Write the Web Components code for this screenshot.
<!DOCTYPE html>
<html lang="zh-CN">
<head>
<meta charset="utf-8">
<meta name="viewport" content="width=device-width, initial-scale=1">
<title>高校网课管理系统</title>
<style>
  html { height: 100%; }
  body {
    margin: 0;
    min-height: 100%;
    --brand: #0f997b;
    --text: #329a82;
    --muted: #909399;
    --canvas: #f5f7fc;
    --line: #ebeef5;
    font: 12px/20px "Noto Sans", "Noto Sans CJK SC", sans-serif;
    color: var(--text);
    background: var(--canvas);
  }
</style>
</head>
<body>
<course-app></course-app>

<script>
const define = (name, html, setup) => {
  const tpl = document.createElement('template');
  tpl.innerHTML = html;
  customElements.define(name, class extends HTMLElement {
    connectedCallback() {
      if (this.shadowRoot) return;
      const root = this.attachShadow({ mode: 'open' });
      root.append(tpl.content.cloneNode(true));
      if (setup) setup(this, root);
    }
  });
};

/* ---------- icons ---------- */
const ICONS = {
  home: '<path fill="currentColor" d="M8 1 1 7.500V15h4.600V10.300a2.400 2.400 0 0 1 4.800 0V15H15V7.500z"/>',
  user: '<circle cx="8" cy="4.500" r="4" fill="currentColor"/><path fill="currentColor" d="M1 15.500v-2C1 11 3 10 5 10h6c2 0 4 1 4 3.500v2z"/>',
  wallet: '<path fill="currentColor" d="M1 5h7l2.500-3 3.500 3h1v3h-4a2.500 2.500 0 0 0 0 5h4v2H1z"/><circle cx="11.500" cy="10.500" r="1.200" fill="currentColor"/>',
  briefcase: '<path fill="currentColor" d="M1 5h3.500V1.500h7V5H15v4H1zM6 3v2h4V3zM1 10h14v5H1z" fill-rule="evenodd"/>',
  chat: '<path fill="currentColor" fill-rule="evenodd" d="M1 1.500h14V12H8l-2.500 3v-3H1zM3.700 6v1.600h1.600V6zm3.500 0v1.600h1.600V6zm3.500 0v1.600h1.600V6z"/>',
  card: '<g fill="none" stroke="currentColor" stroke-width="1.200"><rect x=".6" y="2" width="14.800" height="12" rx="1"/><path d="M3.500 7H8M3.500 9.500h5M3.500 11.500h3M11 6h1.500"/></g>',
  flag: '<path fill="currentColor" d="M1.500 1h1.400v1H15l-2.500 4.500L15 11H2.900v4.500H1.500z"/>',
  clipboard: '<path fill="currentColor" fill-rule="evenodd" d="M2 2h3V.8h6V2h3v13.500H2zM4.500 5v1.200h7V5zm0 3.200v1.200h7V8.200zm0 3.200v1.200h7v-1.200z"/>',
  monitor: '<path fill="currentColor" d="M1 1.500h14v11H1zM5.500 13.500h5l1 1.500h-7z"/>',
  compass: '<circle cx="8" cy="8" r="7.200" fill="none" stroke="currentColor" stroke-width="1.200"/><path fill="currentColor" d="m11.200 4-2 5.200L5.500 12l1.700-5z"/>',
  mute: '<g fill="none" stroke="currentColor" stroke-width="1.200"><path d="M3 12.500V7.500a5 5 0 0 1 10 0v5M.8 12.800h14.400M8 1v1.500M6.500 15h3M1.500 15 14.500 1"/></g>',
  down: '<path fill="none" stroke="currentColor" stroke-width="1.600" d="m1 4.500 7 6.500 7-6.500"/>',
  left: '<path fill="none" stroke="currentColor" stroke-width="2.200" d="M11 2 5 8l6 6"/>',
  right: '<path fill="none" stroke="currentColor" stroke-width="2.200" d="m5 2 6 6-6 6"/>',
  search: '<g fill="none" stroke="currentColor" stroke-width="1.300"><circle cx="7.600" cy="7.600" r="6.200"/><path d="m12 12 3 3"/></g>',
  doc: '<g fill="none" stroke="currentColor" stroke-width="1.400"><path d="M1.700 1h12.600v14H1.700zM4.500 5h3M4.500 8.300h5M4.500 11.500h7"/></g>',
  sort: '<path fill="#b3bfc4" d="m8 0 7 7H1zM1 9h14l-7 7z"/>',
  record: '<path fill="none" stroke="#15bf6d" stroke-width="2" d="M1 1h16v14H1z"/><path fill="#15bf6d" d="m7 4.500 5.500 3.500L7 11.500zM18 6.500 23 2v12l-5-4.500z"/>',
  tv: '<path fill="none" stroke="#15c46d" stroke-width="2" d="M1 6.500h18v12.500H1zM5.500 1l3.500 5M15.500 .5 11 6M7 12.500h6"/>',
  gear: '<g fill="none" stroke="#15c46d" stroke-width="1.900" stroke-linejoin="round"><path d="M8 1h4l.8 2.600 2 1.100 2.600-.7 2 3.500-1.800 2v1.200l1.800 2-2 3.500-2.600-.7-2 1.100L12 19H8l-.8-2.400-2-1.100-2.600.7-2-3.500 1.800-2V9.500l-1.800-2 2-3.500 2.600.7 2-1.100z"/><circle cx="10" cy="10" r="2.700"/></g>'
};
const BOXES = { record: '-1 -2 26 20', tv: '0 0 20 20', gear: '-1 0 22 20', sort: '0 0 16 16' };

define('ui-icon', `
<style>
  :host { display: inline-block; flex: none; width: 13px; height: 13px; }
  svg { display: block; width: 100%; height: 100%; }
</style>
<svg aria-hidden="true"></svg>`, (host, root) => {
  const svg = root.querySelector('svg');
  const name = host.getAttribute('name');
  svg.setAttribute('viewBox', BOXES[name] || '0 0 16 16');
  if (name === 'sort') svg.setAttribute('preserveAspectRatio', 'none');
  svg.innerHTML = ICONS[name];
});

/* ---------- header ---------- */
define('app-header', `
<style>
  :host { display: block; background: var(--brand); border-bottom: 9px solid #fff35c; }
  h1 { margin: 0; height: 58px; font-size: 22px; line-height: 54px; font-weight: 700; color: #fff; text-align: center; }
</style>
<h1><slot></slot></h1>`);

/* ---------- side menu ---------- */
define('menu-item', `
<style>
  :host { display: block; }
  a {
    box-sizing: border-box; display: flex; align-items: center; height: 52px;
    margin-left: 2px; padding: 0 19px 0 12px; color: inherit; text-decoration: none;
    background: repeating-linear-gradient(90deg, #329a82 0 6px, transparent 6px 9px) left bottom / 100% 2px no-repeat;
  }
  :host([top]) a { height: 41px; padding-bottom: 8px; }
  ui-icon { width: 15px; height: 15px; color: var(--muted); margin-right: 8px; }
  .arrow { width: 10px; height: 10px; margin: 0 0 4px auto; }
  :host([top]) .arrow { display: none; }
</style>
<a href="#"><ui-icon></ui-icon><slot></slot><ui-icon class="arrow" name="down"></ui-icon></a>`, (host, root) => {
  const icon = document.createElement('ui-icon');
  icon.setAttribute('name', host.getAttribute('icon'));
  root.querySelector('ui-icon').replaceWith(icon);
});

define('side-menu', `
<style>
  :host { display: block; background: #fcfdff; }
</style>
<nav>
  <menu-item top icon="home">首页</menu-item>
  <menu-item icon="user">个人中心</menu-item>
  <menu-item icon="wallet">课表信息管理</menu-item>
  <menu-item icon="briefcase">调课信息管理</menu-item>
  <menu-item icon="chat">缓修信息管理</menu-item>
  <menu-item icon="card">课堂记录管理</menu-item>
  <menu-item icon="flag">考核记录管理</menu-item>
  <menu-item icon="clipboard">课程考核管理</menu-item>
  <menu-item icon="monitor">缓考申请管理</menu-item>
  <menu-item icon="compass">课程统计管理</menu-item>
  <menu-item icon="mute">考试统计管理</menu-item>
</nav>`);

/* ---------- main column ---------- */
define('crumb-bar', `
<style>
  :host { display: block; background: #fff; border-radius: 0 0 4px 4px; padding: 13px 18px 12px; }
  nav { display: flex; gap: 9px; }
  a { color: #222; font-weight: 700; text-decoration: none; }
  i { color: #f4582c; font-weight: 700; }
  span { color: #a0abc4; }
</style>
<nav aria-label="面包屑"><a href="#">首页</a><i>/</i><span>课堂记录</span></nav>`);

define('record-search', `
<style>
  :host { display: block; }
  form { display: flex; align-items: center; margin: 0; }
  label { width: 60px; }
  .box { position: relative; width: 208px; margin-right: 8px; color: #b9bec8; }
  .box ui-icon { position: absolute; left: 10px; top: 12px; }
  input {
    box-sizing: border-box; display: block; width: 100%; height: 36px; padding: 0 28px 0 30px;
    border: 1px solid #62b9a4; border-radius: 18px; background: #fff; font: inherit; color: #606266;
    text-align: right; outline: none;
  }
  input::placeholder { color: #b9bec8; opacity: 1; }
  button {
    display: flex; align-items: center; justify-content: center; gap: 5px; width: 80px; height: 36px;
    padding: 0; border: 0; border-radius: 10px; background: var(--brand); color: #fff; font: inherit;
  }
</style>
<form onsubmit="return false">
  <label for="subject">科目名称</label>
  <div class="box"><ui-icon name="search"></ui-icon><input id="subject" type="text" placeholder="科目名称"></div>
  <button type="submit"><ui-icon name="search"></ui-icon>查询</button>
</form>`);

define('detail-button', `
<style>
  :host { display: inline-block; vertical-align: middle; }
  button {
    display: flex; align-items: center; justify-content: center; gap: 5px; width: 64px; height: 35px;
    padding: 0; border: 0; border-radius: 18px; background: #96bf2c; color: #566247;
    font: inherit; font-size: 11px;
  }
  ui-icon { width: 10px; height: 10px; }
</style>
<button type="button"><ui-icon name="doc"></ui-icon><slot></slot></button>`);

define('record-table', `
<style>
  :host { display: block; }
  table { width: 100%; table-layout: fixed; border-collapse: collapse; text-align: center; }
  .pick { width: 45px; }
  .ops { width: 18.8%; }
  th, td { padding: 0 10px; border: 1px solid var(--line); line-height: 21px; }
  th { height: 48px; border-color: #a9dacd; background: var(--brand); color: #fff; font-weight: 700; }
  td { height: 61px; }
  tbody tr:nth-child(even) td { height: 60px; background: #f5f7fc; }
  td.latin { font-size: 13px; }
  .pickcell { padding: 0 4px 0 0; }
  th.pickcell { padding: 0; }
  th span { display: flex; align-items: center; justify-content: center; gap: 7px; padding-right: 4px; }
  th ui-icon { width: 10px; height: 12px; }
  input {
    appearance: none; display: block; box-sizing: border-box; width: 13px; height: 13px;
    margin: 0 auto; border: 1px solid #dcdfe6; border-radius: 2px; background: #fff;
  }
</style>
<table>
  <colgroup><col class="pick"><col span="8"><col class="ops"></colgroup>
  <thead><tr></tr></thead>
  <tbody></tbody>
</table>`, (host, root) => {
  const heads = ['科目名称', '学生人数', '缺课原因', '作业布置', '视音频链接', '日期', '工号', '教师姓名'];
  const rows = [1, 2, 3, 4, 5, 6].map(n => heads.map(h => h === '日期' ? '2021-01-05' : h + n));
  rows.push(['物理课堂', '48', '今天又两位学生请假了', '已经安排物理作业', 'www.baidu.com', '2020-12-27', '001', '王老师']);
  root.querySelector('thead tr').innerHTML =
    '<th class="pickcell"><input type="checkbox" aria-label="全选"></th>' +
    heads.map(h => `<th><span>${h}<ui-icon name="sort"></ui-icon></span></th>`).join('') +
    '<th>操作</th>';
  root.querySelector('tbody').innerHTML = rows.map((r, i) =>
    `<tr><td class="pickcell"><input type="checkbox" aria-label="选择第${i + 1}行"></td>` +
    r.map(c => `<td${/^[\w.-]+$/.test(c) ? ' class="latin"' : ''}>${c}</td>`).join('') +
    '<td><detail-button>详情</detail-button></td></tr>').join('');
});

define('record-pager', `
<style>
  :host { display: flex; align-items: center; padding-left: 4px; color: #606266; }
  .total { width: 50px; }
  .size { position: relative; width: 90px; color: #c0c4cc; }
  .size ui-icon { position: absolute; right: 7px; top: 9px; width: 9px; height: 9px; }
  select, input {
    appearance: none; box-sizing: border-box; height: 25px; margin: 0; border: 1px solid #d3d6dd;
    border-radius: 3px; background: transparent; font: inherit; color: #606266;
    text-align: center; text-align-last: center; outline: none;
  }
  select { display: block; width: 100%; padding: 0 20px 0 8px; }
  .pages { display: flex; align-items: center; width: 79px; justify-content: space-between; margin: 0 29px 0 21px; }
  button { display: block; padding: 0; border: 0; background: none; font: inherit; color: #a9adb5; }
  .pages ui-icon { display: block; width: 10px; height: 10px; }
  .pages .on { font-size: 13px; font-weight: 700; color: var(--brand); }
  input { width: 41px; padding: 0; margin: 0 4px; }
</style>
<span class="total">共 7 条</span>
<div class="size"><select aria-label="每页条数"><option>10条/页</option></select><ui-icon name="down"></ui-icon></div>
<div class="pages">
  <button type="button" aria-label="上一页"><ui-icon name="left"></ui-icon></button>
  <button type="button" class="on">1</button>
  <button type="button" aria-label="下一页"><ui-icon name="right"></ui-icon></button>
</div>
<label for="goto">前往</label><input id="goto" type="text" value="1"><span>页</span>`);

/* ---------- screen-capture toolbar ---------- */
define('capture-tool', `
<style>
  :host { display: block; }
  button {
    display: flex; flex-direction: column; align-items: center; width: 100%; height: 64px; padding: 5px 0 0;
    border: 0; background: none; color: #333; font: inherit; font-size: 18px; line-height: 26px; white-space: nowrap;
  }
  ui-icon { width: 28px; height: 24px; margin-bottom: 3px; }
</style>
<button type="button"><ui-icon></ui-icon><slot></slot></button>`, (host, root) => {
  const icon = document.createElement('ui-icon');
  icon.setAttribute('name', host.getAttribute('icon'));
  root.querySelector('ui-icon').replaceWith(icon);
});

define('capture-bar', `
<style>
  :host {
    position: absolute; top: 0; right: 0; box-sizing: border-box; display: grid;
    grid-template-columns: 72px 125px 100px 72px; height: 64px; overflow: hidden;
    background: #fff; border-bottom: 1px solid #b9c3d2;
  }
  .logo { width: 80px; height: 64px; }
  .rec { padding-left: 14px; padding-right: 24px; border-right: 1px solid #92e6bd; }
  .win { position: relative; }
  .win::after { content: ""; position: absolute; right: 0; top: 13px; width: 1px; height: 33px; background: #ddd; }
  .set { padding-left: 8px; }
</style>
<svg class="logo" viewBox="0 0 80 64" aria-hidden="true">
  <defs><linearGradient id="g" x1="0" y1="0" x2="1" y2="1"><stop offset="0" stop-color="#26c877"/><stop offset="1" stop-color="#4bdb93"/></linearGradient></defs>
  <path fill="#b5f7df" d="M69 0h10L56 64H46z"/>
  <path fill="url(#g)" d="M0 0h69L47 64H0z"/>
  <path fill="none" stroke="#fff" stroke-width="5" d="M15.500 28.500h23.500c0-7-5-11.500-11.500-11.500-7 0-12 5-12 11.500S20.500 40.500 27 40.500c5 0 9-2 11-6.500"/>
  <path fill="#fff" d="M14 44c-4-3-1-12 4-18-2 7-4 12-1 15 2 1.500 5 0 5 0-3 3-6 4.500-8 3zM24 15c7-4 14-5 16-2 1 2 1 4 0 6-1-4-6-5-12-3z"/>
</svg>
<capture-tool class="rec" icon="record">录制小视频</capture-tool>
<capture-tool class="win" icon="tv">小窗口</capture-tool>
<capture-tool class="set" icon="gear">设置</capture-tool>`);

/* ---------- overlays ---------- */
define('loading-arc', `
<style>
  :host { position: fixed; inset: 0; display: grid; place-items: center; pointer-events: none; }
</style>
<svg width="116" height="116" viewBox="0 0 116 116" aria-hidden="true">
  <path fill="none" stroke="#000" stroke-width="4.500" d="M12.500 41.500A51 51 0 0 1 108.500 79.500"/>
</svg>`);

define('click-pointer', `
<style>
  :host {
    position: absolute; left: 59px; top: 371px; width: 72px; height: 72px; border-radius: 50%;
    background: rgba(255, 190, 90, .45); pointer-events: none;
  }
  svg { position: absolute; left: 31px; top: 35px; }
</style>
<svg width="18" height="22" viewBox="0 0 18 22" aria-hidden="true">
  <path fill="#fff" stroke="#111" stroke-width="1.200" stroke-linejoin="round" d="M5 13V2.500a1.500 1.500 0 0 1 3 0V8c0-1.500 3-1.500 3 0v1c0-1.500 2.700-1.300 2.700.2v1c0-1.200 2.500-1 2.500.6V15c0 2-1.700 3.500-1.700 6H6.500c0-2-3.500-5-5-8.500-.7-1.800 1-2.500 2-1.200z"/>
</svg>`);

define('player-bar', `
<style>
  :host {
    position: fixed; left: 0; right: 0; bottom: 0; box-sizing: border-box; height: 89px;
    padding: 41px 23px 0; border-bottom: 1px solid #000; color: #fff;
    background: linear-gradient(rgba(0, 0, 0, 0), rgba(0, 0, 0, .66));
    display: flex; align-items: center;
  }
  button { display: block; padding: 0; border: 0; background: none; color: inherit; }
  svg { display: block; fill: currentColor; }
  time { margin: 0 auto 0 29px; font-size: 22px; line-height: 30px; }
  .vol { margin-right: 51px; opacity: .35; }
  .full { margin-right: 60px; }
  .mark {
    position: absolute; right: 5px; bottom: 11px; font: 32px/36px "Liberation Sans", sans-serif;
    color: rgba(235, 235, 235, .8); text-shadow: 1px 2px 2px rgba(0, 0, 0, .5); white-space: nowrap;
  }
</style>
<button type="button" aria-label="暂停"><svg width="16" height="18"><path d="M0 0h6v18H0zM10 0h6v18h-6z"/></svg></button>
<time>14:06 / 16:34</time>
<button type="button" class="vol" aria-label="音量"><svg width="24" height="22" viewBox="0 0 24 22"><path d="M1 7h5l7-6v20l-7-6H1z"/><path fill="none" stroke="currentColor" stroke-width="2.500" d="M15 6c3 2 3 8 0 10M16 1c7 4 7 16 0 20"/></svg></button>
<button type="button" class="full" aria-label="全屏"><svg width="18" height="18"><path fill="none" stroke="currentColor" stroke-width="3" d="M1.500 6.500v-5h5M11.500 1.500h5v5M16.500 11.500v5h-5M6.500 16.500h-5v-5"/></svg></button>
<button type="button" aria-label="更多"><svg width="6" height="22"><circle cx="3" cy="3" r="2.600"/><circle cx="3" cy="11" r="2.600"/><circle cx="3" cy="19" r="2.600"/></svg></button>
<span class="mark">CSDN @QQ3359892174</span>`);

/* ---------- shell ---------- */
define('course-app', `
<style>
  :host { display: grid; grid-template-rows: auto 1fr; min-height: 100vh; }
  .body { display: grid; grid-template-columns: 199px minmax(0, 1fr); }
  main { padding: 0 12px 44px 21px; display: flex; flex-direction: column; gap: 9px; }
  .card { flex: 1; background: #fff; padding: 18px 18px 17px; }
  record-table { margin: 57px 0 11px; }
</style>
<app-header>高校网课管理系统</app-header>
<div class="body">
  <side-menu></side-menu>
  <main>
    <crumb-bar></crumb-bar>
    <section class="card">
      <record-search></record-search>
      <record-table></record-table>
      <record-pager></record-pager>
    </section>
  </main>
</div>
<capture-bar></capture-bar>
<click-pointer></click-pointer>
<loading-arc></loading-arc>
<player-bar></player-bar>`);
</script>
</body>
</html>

* WRITTEN TASK
Your answer should be a single number: the count of lines in the listing that contain the word "this".

* CORRECT ANSWER
4